The Panacea of Chocolate Cake


All three of my children have their birthdays within 30 days of each other. That’s a whole lot of cake going on. Not just cake—but chocolate cake. I didn’t really see a trend in the constant making of chocolate birthday cakes until I went back and looked at photos. The cakes are always a two-layer round cake with chocolate frosting and usually with sprinkles. Martha Stewart calls sprinkles jimmies. I don’t like that name. I like calling them by their action. After all, you sprinkle them on a cake. You don’t jimmy them onto a cake. Whatever.

I didn’t quite realize where my obsession with double chocolate layer cakes with sprinkles came from until I ran across this photo circa 1979. Obviously like mother, like daughter. So there, I blame my mom for my obsession with chocolate cakes. Would I ever buy a chocolate cake for my kids birthday? No. Yes, my kids beg every year to have a store bought cake with airbrushed icing and cheap poncho-give-away toys littered across the top. But those just aren’t good eats. Not to mention, I like telling my kids no. I like to foster that spirit of deprivation among them. Someday they’ll be sitting in a college dorm room talking amongst their peers explaining how their cheap mother would never buy them a pretty cake. Actually, I secretly hope they’ll defend my cakes. Oh sure, they may not be the best looking, but they are the best tasting. Hands down. So here’s my recipe for chocolate cake. I think I have perfected it for the high altitude at which I live. Just to prove how picky I am about baking I use the cake recipe from one book and the frosting recipe from another. Sweet indulgence.
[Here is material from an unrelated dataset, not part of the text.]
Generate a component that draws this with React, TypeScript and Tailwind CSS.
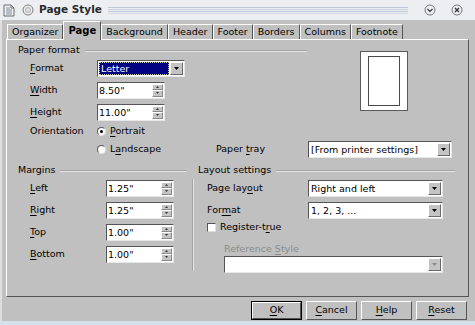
import type { ReactNode } from "react";

// mnemonic label: underline the character at index i
function M({ text, i }: { text: string; i: number }) {
  return (
    <span className="whitespace-nowrap">
      {text.slice(0, i)}
      <span className="underline underline-offset-[2px]">{text[i]}</span>
      {text.slice(i + 1)}
    </span>
  );
}

function Header({ title, className = "" }: { title: string; className?: string }) {
  return (
    <div className={`flex items-center h-[13px] ${className}`}>
      <span className="whitespace-nowrap">{title}</span>
      <div className="flex-1 ml-[5px] flex flex-col">
        <div className="h-px bg-[#a4a4a4]" />
        <div className="h-px bg-[#e4e4e4]" />
      </div>
    </div>
  );
}

function Arrow({ up = false, color = "#000" }: { up?: boolean; color?: string }) {
  return (
    <svg width="5" height="3" viewBox="0 0 5 3">
      <path d={up ? "M0 3 L2.5 0 L5 3 Z" : "M0 0 L5 0 L2.5 3 Z"} fill={color} />
    </svg>
  );
}

function Spin({ value, width }: { value: string; width: number }) {
  return (
    <div
      className="h-[17px] bg-white border border-t-[#555] border-l-[#555] border-b-[#e8e8e8] border-r-[#e8e8e8] flex"
      style={{ width }}
    >
      <span className="flex-1 pl-[1px] leading-[15px]">{value}</span>
      <div className="w-[11px] flex flex-col my-[1px] mr-[1px]">
        <div className="flex-1 bg-[#c4c4c4] border border-t-white border-l-white border-b-[#8a8a8a] border-r-[#8a8a8a] flex items-center justify-center">
          <svg width="3" height="2" viewBox="0 0 3 2">
            <path d="M0 2 L1.5 0 L3 2 Z" fill="#333" />
          </svg>
        </div>
        <div className="flex-1 bg-[#c4c4c4] border border-t-white border-l-white border-b-[#8a8a8a] border-r-[#8a8a8a] flex items-center justify-center">
          <svg width="3" height="2" viewBox="0 0 3 2">
            <path d="M0 0 L3 0 L1.5 2 Z" fill="#333" />
          </svg>
        </div>
      </div>
    </div>
  );
}

function Combo({
  value,
  width,
  selected = false,
  disabled = false,
}: {
  value: string;
  width: number;
  selected?: boolean;
  disabled?: boolean;
}) {
  return (
    <div
      className="h-[17px] bg-white border border-t-[#555] border-l-[#555] border-b-[#e8e8e8] border-r-[#e8e8e8] flex"
      style={{ width }}
    >
      <div className="flex-1 p-px">
        {selected ? (
          <div className="h-full bg-[#000080] text-white border border-dotted border-[#c8c8a0] leading-[11px] pl-[1px]">
            {value}
          </div>
        ) : (
          <span className="leading-[13px] block pl-[1px]">{value}</span>
        )}
      </div>
      <div className="w-[13px] my-[1px] mr-[1px] bg-[#c4c4c4] border border-t-white border-l-white border-b-[#6a6a6a] border-r-[#6a6a6a] flex items-center justify-center">
        <Arrow color={disabled ? "#8a8a8a" : "#000"} />
      </div>
    </div>
  );
}

function Row({
  label,
  labelWidth,
  h = 22,
  children,
}: {
  label: ReactNode;
  labelWidth: number;
  h?: number;
  children?: ReactNode;
}) {
  return (
    <div className="flex items-center" style={{ height: h }}>
      <div style={{ width: labelWidth }} className="shrink-0">
        {label}
      </div>
      {children}
    </div>
  );
}

function Radio({ checked = false }: { checked?: boolean }) {
  return (
    <div className="w-[9px] h-[9px] rounded-full bg-white border border-t-[#555] border-l-[#555] border-b-[#ddd] border-r-[#ddd] flex items-center justify-center shrink-0">
      {checked && <div className="w-[3px] h-[3px] rounded-full bg-black" />}
    </div>
  );
}

function Tab({ label, active = false }: { label: string; active?: boolean }) {
  if (active) {
    return (
      <div className="h-[19px] -mb-px px-[4px] bg-[#c0c0c0] border border-b-0 border-t-white border-l-white border-r-[#555] font-bold text-[10px] leading-[17px] z-10">
        {label}
      </div>
    );
  }
  return (
    <div className="h-[15px] mt-[3px] px-[4px] border border-b-0 border-t-white border-l-white border-r-[#555] leading-[13px]">
      {label}
    </div>
  );
}

function Button({ children, def = false }: { children: ReactNode; def?: boolean }) {
  return (
    <div
      className={`w-[51px] h-[19px] ${def ? "border border-black" : ""} flex`}
    >
      <div className="flex-1 bg-[#c0c0c0] border border-t-white border-l-white border-b-[#555] border-r-[#555] flex items-center justify-center">
        {children}
      </div>
    </div>
  );
}

function TitleBar() {
  return (
    <div className="h-[20px] bg-[#eceef1] flex items-center pl-[3px] pr-[12px]">
      <svg width="12" height="13" viewBox="0 0 12 13" className="shrink-0">
        <path d="M1 1 H8 L11 4 V12 H1 Z" fill="#f4f4f4" stroke="#6a6a6a" strokeWidth="1" />
        <path d="M3 4 H7 M3 6 H9 M3 8 H9 M3 10 H9" stroke="#7a8ca0" strokeWidth="1" />
        <path d="M8 1 V4 H11" fill="none" stroke="#6a6a6a" strokeWidth="1" />
      </svg>
      <svg width="12" height="12" viewBox="0 0 12 12" className="ml-[7px] shrink-0">
        <circle cx="6" cy="6" r="5" fill="#f0f0f0" stroke="#7a7a7a" strokeWidth="1" />
        <circle cx="6" cy="6" r="2.5" fill="#e2e2e2" stroke="#a8a8a8" strokeWidth="1" />
      </svg>
      <span className="ml-[5px] font-bold text-[10.5px] text-[#2a2a2a] whitespace-nowrap">
        Page Style
      </span>
      <div className="ml-[6px] w-[300px] flex flex-col gap-[1px]">
        <div className="h-px bg-[#bdc8d6]" />
        <div className="h-px bg-[#c6d0dc]" />
        <div className="h-px bg-[#bdc8d6]" />
        <div className="h-px bg-[#d2dae4]" />
      </div>
      <div className="flex-1" />
      <svg width="12" height="12" viewBox="0 0 12 12" className="shrink-0">
        <circle cx="6" cy="6" r="5" fill="none" stroke="#777" strokeWidth="1" />
        <path d="M3.5 5 L6 7.5 L8.5 5" fill="none" stroke="#333" strokeWidth="1.2" />
      </svg>
      <svg width="12" height="12" viewBox="0 0 12 12" className="ml-[15px] shrink-0">
        <circle cx="6" cy="6" r="5" fill="none" stroke="#777" strokeWidth="1" />
        <path d="M4 4 L8 8 M8 4 L4 8" stroke="#333" strokeWidth="1.3" />
      </svg>
    </div>
  );
}

export default function App() {
  return (
    <div className="w-[475px] h-[325px] overflow-hidden flex flex-col bg-[#c0c0c0] font-['DejaVu_Sans',sans-serif] text-[9.5px] text-black">
      <TitleBar />

      {/* dialog body */}
      <div className="h-[301px] flex flex-col border-l-2 border-l-[#dedede] pl-[4px]">
        {/* tabs */}
        <div className="h-[18px] mt-px flex items-start ml-[1px]">
          <Tab label="Organizer" />
          <Tab label="Page" active />
          <Tab label="Background" />
          <Tab label="Header" />
          <Tab label="Footer" />
          <Tab label="Borders" />
          <Tab label="Columns" />
          <Tab label="Footnote" />
        </div>

        {/* tab panel */}
        <div className="w-[463px] h-[258px] border border-t-white border-l-white border-r-[#555] border-b-[#555] pt-[4px] pl-[11px]">
          {/* Paper format */}
          <div className="flex">
            <div className="w-[289px]">
              <Header title="Paper format" />
              <div className="pl-[12px]">
                <Row label={<M text="Format" i={0} />} labelWidth={67}>
                  <Combo value="Letter" width={88} selected />
                </Row>
                <Row label={<M text="Width" i={0} />} labelWidth={67}>
                  <Spin value={'8.50"'} width={68} />
                </Row>
                <Row label={<M text="Height" i={0} />} labelWidth={67}>
                  <Spin value={'11.00"'} width={68} />
                </Row>
                <Row label="Orientation" labelWidth={67} h={17}>
                  <Radio checked />
                  <span className="ml-[4px]">
                    <M text="Portrait" i={0} />
                  </span>
                </Row>
              </div>
            </div>
            <div className="ml-[53px] mt-[7px] w-[48px] h-[60px] bg-white border border-[#5a5a5a] px-[7px] py-[4px]">
              <div className="w-full h-full border border-[#4a4a4a]" />
            </div>
          </div>
          <div className="pl-[12px]">
            <Row label="" labelWidth={67} h={18}>
              <Radio />
              <span className="ml-[4px] w-[106px]">
                <M text="Landscape" i={1} />
              </span>
              <span className="w-[92px]">
                <M text="Paper tray" i={6} />
              </span>
              <Combo value="[From printer settings]" width={144} />
            </Row>
          </div>

          {/* Margins + Layout settings */}
          <div className="flex mt-[6px]">
            <div className="w-[168px]">
              <Header title="Margins" />
              <div className="pl-[12px]">
                <Row label={<M text="Left" i={0} />} labelWidth={76}>
                  <Spin value={'1.25"'} width={68} />
                </Row>
                <Row label={<M text="Right" i={0} />} labelWidth={76}>
                  <Spin value={'1.25"'} width={68} />
                </Row>
                <Row label={<M text="Top" i={0} />} labelWidth={76}>
                  <Spin value={'1.00"'} width={68} />
                </Row>
                <Row label={<M text="Bottom" i={0} />} labelWidth={76}>
                  <Spin value={'1.00"'} width={68} />
                </Row>
              </div>
            </div>
            <div className="ml-[6px] mt-[15px] w-[2px] h-[92px] flex">
              <div className="w-px bg-[#a4a4a4]" />
              <div className="w-px bg-[#e4e4e4]" />
            </div>
            <div className="ml-[4px] w-[257px]">
              <Header title="Layout settings" />
              <div className="pl-[9px]">
                <Row label={<M text="Page layout" i={8} />} labelWidth={101}>
                  <Combo value="Right and left" width={135} />
                </Row>
                <Row label={<M text="Format" i={3} />} labelWidth={101}>
                  <Combo value="1, 2, 3, ..." width={135} />
                </Row>
                <div className="h-[12px] flex items-center">
                  <div className="w-[9px] h-[9px] bg-white border border-t-[#555] border-l-[#555] border-b-[#ddd] border-r-[#ddd]" />
                  <span className="ml-[4px]">
                    <M text="Register-true" i={10} />
                  </span>
                </div>
                <div className="pl-[17px]">
                  <div className="h-[14px] mt-[9px] flex items-center text-[#8c8c8c]">
                    <M text="Reference Style" i={10} />
                  </div>
                  <Combo value="" width={219} disabled />
                </div>
              </div>
            </div>
          </div>
        </div>

        {/* buttons */}
        <div className="mt-[4px] flex justify-end gap-[4px] pr-[8px]">
          <Button def>
            <M text="OK" i={0} />
          </Button>
          <Button>
            <M text="Cancel" i={0} />
          </Button>
          <Button>
            <M text="Help" i={0} />
          </Button>
          <Button>
            <M text="Reset" i={0} />
          </Button>
        </div>
      </div>

      <div className="flex-1 bg-[#d4e0ec]" />
    </div>
  );
}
Old-Fashioned Chocolate Cake (from The New Best Recipe by the editors of Cook’s Illustrated)
1 ¼ cups (6.25 oz.) unbleached all-purpose flour (use 6.8 oz if you live at high altitude)
12 tablspoons (1 ½ sticks) unalted butter, softened but still cool
1 ¼ cups sugar
2 large eggs, at room temperature
½ teaspoon baking soda (decrease by 1/8 tsp if you live at altitude)
½ teaspoon salt
½ cup Hershey’ cocoa
2 teaspoons instant espresso or coffee powder
1 cup plus 2 tablespoons milk
2 teaspoons vanilla extract
Preheat oven to 350 degrees. Spray 2 8-inch round cake pans with Pam. Line the bottoms with parchment paper and spray again.
Beat the butter at medium speed until smooth and shiny, 30 seconds. Gradually sprinkle in the sugar; beat until mixture is fluffy and almost white, 3-5 minutes. Add the eggs, one at a time, beating 1 full minute after each addition.
Whish the flour, baking soda, salt, cocoa, and coffee in a medium bowl. Combine the milk and vanilla in a liquid measuring cup. With the mixer at the lowest speed, add about a third of the dry ingredients to the batter, followed immediately by about a third of the milk mixture; mix until the ingredients are almost incorporated in to the batter. Repeat the process two more times. When the batter appears blended, stop the mixer an scrape the sides of the bowl with a rubber spatula. Return the mixer to low speed; beat until the batter looks satiny, about 15 second longer.
Pour into pans and bake 23-30 minutes. Cool for 10 minutes in pan and then remove to cooling racks.

Soft and Creamy Chocolate Frosting (from CookSmart by Pam Anderson)
½ cup egg substitute (Egg Beaters)
½ cup cocoa powder
½ teaspoon instant coffee
1 teaspoon vanilla
¼ teaspoon salt
1 stick soften butter
4 oz. unsweetened chocolate, melted
3 cups powdered sugar
4 teaspoons light corn syrup
Mix the egg substitute, coffee, vanilla, and slat in a small bowl. Beat the butter in a bowl with a hand mixer. Add the melted chocolate and cocoa mixture. Beat until mixed. Add the sugar and mix. Add the corn syrup and beat until fluffy and glossy.

Wednesday, February 15, 2006

Double Chocolate Chip Cookies


Of course my very first food blog entry is a cookie recipe.

Probably the best cookies I have ever made. I won’t even tell you how many I ate. These cookies are thin and chewy—the kind I like. I’ve never really liked thick and puffy. Those kind are too muffin-like. This recipe is from Barefoot Contessa Parties, although she uses chopped white chocolate instead of chocolate chips. I used Dutch processed cocoa but next time I’ll use regular old Hershey’s cocoa to see which I like better. She says to use a 1 ¾ inch cookie scoop. That seemed huge to me! But I guess you can if you want. If so, she says to cook for 15 minutes.

Double Chocolate Chip Cookies
½ pound (2 sticks) unsalted butter at room temperature
1 cup brown sugar, packed
1 cup granulated sugar
2 teaspoons vanilla extract
2 large eggs at room temperature
2/3 cup unsweeted cocoa powder
2 cups all-purpose flour
1 teaspoon baking soda
1 teaspoon kosher salt
1 ½ pounds good white chocolate, coarsely chopped OR 2 cups semi-sweet chocolate chips

Preheat oven to 350 degrees.

Cream the butter and sugars until light and fluffy in a the bowl of an electric mixer fitted with the paddle attachment. Add the vanilla and eggs, one at a time. Mix well. Add the cocoa and mix well. Sift together the flour, soda, and salt and add to the mixer on low speed until just combined. Fold in the chocolate chips.

Drop the dough on a baking sheet lining with parchment paper, with a medium scoop or a large tablespoon. (Not an ice cream scoop—too big.) Dampen your hands and flatten the dough slightly. Bake for 10 minutes—the cookies will seem underdone. Remove from the oven and let cool slightly on the pan, then transfer to a wire rack to cool completely.